I was asked whether there had been any service delays caused by the pandemic. I explained in answer that because the service runs predominantly via use of a portal, we were if anything geared well to cope with the pandemic and had not seen any changes to service delivery at all, other than by design (we have extended deadlines in certain areas to allow parties more time to submit certain documentation and evidence). Arbitrators themselves have not been given more time, so an award pre pandemic needed to be issued with 28 days of receipt of all relevant information, and that is the case now. This is achieved in the vast majority of cases, as it was pre pandemic.
Once I answered the lawyer commented that the reason he had asked the question was due to the fact that the situation is not the same in the courts, and he wanted to see if there was a comparison between the arbitration service and the courts in relation to service levels. It is clear that arbitration is, as we have always maintained, a far more time efficient method of dispute resolution than the courts, especially during the pandemic, where court dates are shifting like sands.
The significance of this finding is not confined to travel disputes only. I found myself asking myself (as I sometimes do, its one of the biproducts of working alone) why on earth would someone want to use the courts at the moment to resolve a commercial business dispute, or even the small claims court for a consumer dispute with a business? There are the usual advantages and disadvantages to both systems, but in the current circumstances the fact that mediation and arbitration can be used at your convenience, rather than at the courts inconvenience, is a major shift towards their continued emergence not as alternative dispute resolution techniques, but as the norm.

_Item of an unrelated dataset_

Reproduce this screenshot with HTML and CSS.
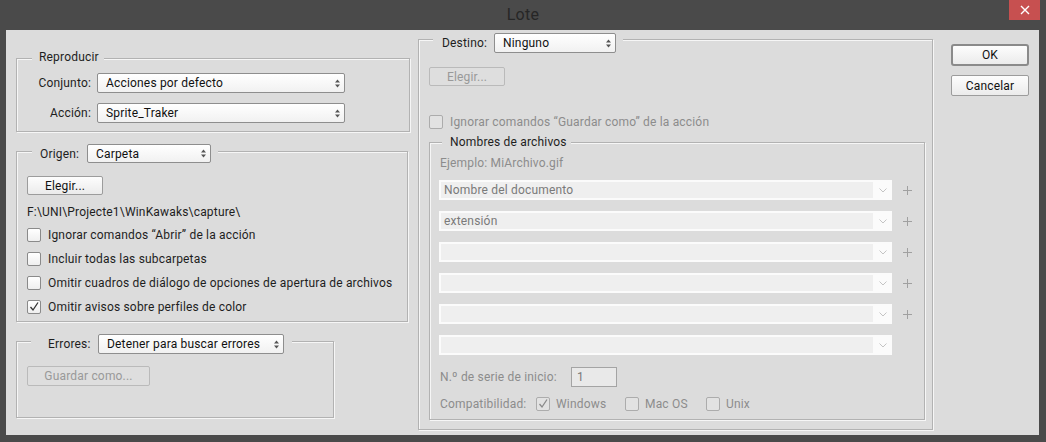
FILE: index.html
```html
<!DOCTYPE html>
<html lang="es">
<head>
<meta charset="utf-8">
<title>Lote</title>
<link rel="stylesheet" href="styles.css">
</head>
<body>
<div class="titlebar">
  <span class="title">Lote</span>
  <div class="close"><svg width="10" height="10" viewBox="0 0 10 10"><path d="M1 1 L9 9 M9 1 L1 9" stroke="#fff" stroke-width="1.4"/></svg></div>
</div>
<div class="dialog">
  <div class="col-left">
    <div class="group g-rep">
      <div class="ghead h-rep"><span>Reproducir</span></div>
      <div class="frow first"><span class="flabel">Conjunto:</span><div class="select w-rep"><span>Acciones por defecto</span><svg class="arr" width="5" height="9" viewBox="0 0 5 9"><path d="M0 3.5 L2.5 0.5 L5 3.5Z M0 5.5 L2.5 8.5 L5 5.5Z" fill="#555"/></svg></div></div>
      <div class="frow"><span class="flabel">Acción:</span><div class="select w-rep"><span>Sprite_Traker</span><svg class="arr" width="5" height="9" viewBox="0 0 5 9"><path d="M0 3.5 L2.5 0.5 L5 3.5Z M0 5.5 L2.5 8.5 L5 5.5Z" fill="#555"/></svg></div></div>
    </div>

    <div class="group g-ori">
      <div class="ghead h-ori"><span class="hl l-ori">Origen:</span><div class="select s19 w-ori"><span>Carpeta</span><svg class="arr" width="5" height="9" viewBox="0 0 5 9"><path d="M0 3.5 L2.5 0.5 L5 3.5Z M0 5.5 L2.5 8.5 L5 5.5Z" fill="#555"/></svg></div></div>
      <div class="btn b-eleg">Elegir...</div>
      <div class="path">F:\UNI\Projecte1\WinKawaks\capture\</div>
      <div class="checks">
        <div class="check"><span class="box"></span><span>Ignorar comandos “Abrir” de la acción</span></div>
        <div class="check"><span class="box"></span><span>Incluir todas las subcarpetas</span></div>
        <div class="check"><span class="box"></span><span>Omitir cuadros de diálogo de opciones de apertura de archivos</span></div>
        <div class="check"><span class="box"><svg width="12" height="12" viewBox="0 0 12 12"><path d="M2.5 6 L5 9 L10 1.5" stroke="#333" stroke-width="1.3" fill="none"/></svg></span><span>Omitir avisos sobre perfiles de color</span></div>
      </div>
    </div>

    <div class="group g-err">
      <div class="ghead h-err"><span class="hl l-err">Errores:</span><div class="select w-err"><span>Detener para buscar errores</span><svg class="arr" width="5" height="9" viewBox="0 0 5 9"><path d="M0 3.5 L2.5 0.5 L5 3.5Z M0 5.5 L2.5 8.5 L5 5.5Z" fill="#555"/></svg></div></div>
      <div class="btn disabled b-guard">Guardar como...</div>
    </div>
  </div>

  <div class="col-mid">
    <div class="group g-dest">
      <div class="ghead h-dest"><span class="hl l-dest">Destino:</span><div class="select w-dest"><span>Ninguno</span><svg class="arr" width="5" height="9" viewBox="0 0 5 9"><path d="M0 3.5 L2.5 0.5 L5 3.5Z M0 5.5 L2.5 8.5 L5 5.5Z" fill="#555"/></svg></div></div>
      <div class="btn disabled b-eleg2">Elegir...</div>
      <div class="check dis c-guard"><span class="box"></span><span>Ignorar comandos “Guardar como” de la acción</span></div>

      <div class="group g-names">
        <div class="ghead h-names"><span>Nombres de archivos</span></div>
        <div class="example">Ejemplo: MiArchivo.gif</div>
        <div class="namerows">
          <div class="namerow"><div class="combo"><div class="field">Nombre del documento</div><div class="chev"><svg width="8" height="5" viewBox="0 0 8 5"><path d="M0.5 0.5 L4 4 L7.5 0.5" stroke="#c4c4c4" fill="none"/></svg></div></div><div class="plus"><svg width="9" height="9" viewBox="0 0 9 9"><path d="M4.5 0 V9 M0 4.5 H9" stroke="#a0a0a0"/></svg></div></div>
          <div class="namerow"><div class="combo"><div class="field">extensión</div><div class="chev"><svg width="8" height="5" viewBox="0 0 8 5"><path d="M0.5 0.5 L4 4 L7.5 0.5" stroke="#c4c4c4" fill="none"/></svg></div></div><div class="plus"><svg width="9" height="9" viewBox="0 0 9 9"><path d="M4.5 0 V9 M0 4.5 H9" stroke="#a0a0a0"/></svg></div></div>
          <div class="namerow"><div class="combo"><div class="field"></div><div class="chev"><svg width="8" height="5" viewBox="0 0 8 5"><path d="M0.5 0.5 L4 4 L7.5 0.5" stroke="#c4c4c4" fill="none"/></svg></div></div><div class="plus"><svg width="9" height="9" viewBox="0 0 9 9"><path d="M4.5 0 V9 M0 4.5 H9" stroke="#a0a0a0"/></svg></div></div>
          <div class="namerow"><div class="combo"><div class="field"></div><div class="chev"><svg width="8" height="5" viewBox="0 0 8 5"><path d="M0.5 0.5 L4 4 L7.5 0.5" stroke="#c4c4c4" fill="none"/></svg></div></div><div class="plus"><svg width="9" height="9" viewBox="0 0 9 9"><path d="M4.5 0 V9 M0 4.5 H9" stroke="#a0a0a0"/></svg></div></div>
          <div class="namerow"><div class="combo"><div class="field"></div><div class="chev"><svg width="8" height="5" viewBox="0 0 8 5"><path d="M0.5 0.5 L4 4 L7.5 0.5" stroke="#c4c4c4" fill="none"/></svg></div></div><div class="plus"><svg width="9" height="9" viewBox="0 0 9 9"><path d="M4.5 0 V9 M0 4.5 H9" stroke="#a0a0a0"/></svg></div></div>
          <div class="namerow"><div class="combo"><div class="field"></div><div class="chev"><svg width="8" height="5" viewBox="0 0 8 5"><path d="M0.5 0.5 L4 4 L7.5 0.5" stroke="#c4c4c4" fill="none"/></svg></div></div></div>
        </div>
        <div class="serie"><span class="serie-l">N.º de serie de inicio:</span><div class="input">1</div></div>
        <div class="compat">
          <span class="compat-l">Compatibilidad:</span>
          <div class="check dis c-win"><span class="box"><svg width="12" height="12" viewBox="0 0 12 12"><path d="M2.5 6 L5 9 L10 1.5" stroke="#8a8a8a" stroke-width="1.3" fill="none"/></svg></span><span>Windows</span></div>
          <div class="check dis c-mac"><span class="box"></span><span>Mac OS</span></div>
          <div class="check dis"><span class="box"></span><span>Unix</span></div>
        </div>
      </div>
    </div>
  </div>

  <div class="col-right">
    <div class="btn b-ok">OK</div>
    <div class="btn b-cancel">Cancelar</div>
  </div>
</div>
</body>
</html>
```

FILE: styles.css
```css
html, body {
  margin: 0;
  padding: 0;
}
body {
  width: 1046px;
  height: 442px;
  background: #4a4a4a;
  font-family: Roboto, "Liberation Sans", sans-serif;
  font-size: 12px;
  line-height: 16px;
  letter-spacing: 0.18px;
  color: #1e1e1e;
  overflow: hidden;
}
.titlebar {
  height: 30px;
  display: grid;
  grid-template-columns: 1fr auto 1fr;
}
.title {
  grid-column: 2;
  font-size: 16px;
  line-height: 30px;
  letter-spacing: 0.3px;
  color: #262626;
}
.close {
  grid-column: 3;
  justify-self: end;
  margin-right: 6px;
  width: 31px;
  height: 20px;
  background: #c75050;
  display: flex;
  align-items: center;
  justify-content: center;
}
.dialog {
  margin: 0 7px 0 6px;
  height: 405px;
  box-sizing: border-box;
  background: #dcdcdc;
  display: flex;
  align-items: flex-start;
  padding: 3px 10px 0 10px;
}
.col-left {
  margin-top: 25px;
  display: flex;
  flex-direction: column;
}
.col-mid {
  margin-top: 6px;
  margin-left: 8px;
  width: 515px;
}
.col-right {
  margin-top: 11px;
  margin-left: 18px;
  width: 78px;
  display: flex;
  flex-direction: column;
}
.group {
  box-sizing: border-box;
  border: 1px solid #b2b2b2;
  box-shadow: inset 1px 1px 0 #f6f6f6, 1px 1px 0 #f6f6f6;
}
.ghead {
  width: fit-content;
  display: flex;
  align-items: center;
  background: #dcdcdc;
}
.hl { margin-right: 6px; }
.l-ori { width: 41px; }
.l-err { width: 44px; }
.l-dest { width: 46px; }
.g-rep { width: 394px; padding: 0 0 8px 10px; }
.h-rep { margin: -10px 0 0 5px; padding: 0 5px 0 7px; height: 16px; }
.g-ori { width: 392px; margin-top: 19px; padding: 0 0 6px 10px; }
.h-ori { margin: -8px 0 0 5px; padding: 0 7px 0 8px; }
.g-err { width: 318px; margin-top: 19px; padding: 0 0 31px 10px; }
.h-err { margin: -8px 0 0 4px; padding: 0 8px 0 17px; }
.g-dest { width: 515px; padding: 0 7px 9px 10px; }
.h-dest { margin: -7px 0 0 4px; padding: 0 7px 0 9px; }
.g-names { margin-top: 12px; padding: 0 0 7px 9px; }
.h-names { margin: -9px 0 0 3px; padding: 0 4px 0 8px; height: 16px; }

.frow {
  display: flex;
  align-items: center;
  gap: 6px;
  margin-top: 10px;
}
.frow.first { margin-top: 8px; }
.flabel { width: 64px; text-align: right; }

.select {
  box-sizing: border-box;
  height: 20px;
  border: 1px solid #8e8e8e;
  border-radius: 2px;
  background: linear-gradient(#ffffff, #f1f1f1);
  display: flex;
  align-items: center;
  justify-content: space-between;
  padding: 0 4px 0 8px;
  color: #111;
  white-space: nowrap;
}
.select.s19 { height: 19px; }
.w-rep { width: 248px; }
.w-ori { width: 124px; }
.w-err { width: 186px; }
.w-dest { width: 122px; }

.btn {
  box-sizing: border-box;
  border: 1px solid #9c9c9c;
  border-radius: 2px;
  background: linear-gradient(#fdfdfd, #ebebeb);
  display: flex;
  align-items: center;
  justify-content: center;
  color: #111;
}
.btn.disabled {
  border-color: #bababa;
  background: #dedede;
  color: #999;
}
.b-eleg { width: 76px; height: 19px; margin-top: 13px; }
.b-guard { width: 123px; height: 20px; margin-top: 12px; }
.b-eleg2 { width: 76px; height: 19px; margin-top: 14px; }
.b-ok {
  height: 22px;
  border: 2px solid #8a8a8a;
  border-radius: 3px;
}
.b-cancel { height: 21px; margin-top: 9px; }

.path { margin-top: 9px; }
.checks {
  margin-top: 7px;
  display: flex;
  flex-direction: column;
  gap: 8px;
}
.check {
  display: flex;
  align-items: center;
  gap: 7px;
  height: 16px;
  white-space: nowrap;
}
.box {
  box-sizing: border-box;
  flex: none;
  width: 14px;
  height: 14px;
  border: 1px solid #8a8a8a;
  border-radius: 2px;
  background: linear-gradient(#ffffff, #efefef);
  display: flex;
  align-items: center;
  justify-content: center;
}
.check.dis { color: #8c8c8c; }
.check.dis .box {
  border-color: #acacac;
  background: #e2e2e2;
}
.c-guard { margin-top: 28px; }

.example {
  margin-top: 5px;
  padding-left: 1px;
  color: #8c8c8c;
}
.namerows {
  margin-top: 9px;
  display: flex;
  flex-direction: column;
  gap: 11px;
}
.namerow {
  display: flex;
  align-items: center;
  height: 20px;
}
.combo {
  box-sizing: border-box;
  width: 453px;
  height: 20px;
  background: #fbfbfb;
  padding: 2px 0 2px 2px;
  display: flex;
}
.field {
  flex: 1;
  background: #efefef;
  color: #7a7a7a;
  padding-left: 3px;
  line-height: 16px;
}
.chev {
  width: 19px;
  display: flex;
  align-items: center;
  justify-content: center;
}
.plus {
  width: 16px;
  margin-left: 7px;
  display: flex;
  align-items: center;
  justify-content: center;
}
.serie {
  margin-top: 12px;
  height: 20px;
  display: flex;
  align-items: center;
  padding-left: 1px;
  color: #8c8c8c;
}
.serie-l { width: 125px; margin-right: 6px; white-space: nowrap; }
.input {
  box-sizing: border-box;
  width: 46px;
  height: 20px;
  border: 1px solid #a4a4a4;
  background: #e9e9e9;
  padding-left: 5px;
  line-height: 18px;
  color: #7a7a7a;
}
.compat {
  margin-top: 9px;
  height: 16px;
  display: flex;
  align-items: center;
  padding-left: 1px;
  color: #8c8c8c;
}
.compat-l { width: 88px; margin-right: 8px; white-space: nowrap; }
.compat .check { gap: 6px; }
.c-win { width: 89px; }
.c-mac { width: 81px; }
```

So I have to end with a message. Where you can, do consider mediation and arbitration rather than the courts. Of course, I would prefer you use Hunt ADR in those circumstances but if not, then use whoever you feel comfortable with, just give these Modern Dispute Resolution techniques the opportunity to resolve your dispute more quickly, less expensively and on your own terms (in the case of mediation) or by the judgement of an expert (in the case of arbitration).